Kleine Länder haben nichts zu sagen

Immer wieder wird angeführt, dass Kleinstaaten in der EU überaus viel zu sagen hätten, weil die Stimme eines Kleinstaates faktisch mehr wert sei, als jene eines grossen Landes. Doch mit der bevorstehenden EU-Osterweiterung werden bisherige Einstimmigkeitsentscheide nach und nach durch Mehrheitsentscheide abgelöst. Dies stärkt die Übermacht der grossen Staaten noch mehr, und schwächt die kleinen Länder. Gemäss einem Bericht des „Spiegels“ gibt es offensichtlich auch deutliche Anzeichen dafür, dass bei der Verteilung von Spitzenpositionen in der EU oder in der Kommission vor allem grosse Länder zum Zuge kommen. Der finnische Aussenminister Erkki Tuomioja beklagt sich im Bericht darüber, dass etwa im Bereich der Sicherheitspolitik alle wichtigen Posten für die grossen Länder oder die wichtigen Nato-Staaten reserviert seien. Auch dies muss dem Demokratieverständnis eines Schweizers widersprechen.
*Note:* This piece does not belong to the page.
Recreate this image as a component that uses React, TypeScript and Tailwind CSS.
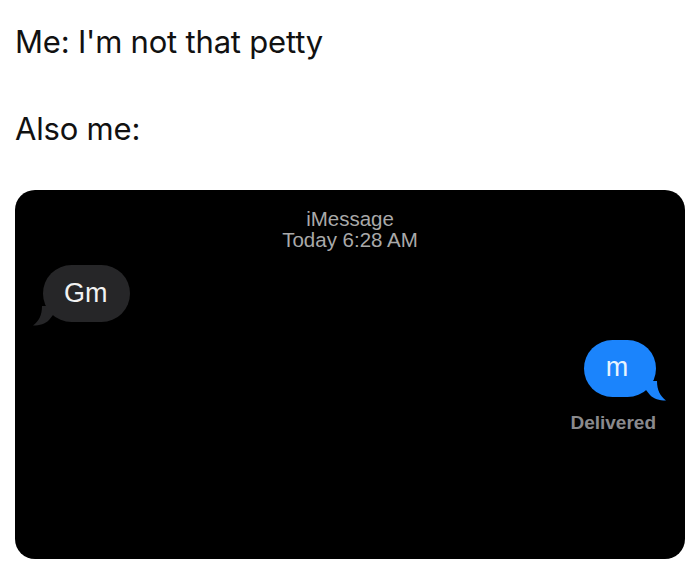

Die Europäische Union betreibt nach wie vor ein zentralistisches, undemokratisches Gebilde, welches unserem Schweizerischen System der direkten Demokratie diametral entgegen läuft. Reformvorschläge zur Überwindung der Demokratiedefizite sind auch im Verfassungsentwurf der EU kein Thema. Darum bleibt ein Entscheid über einen allfälligen Beitritt zur EU auch in Zukunft eine Frage von direkter Demokratie oder bürgerfeindlicher Politik.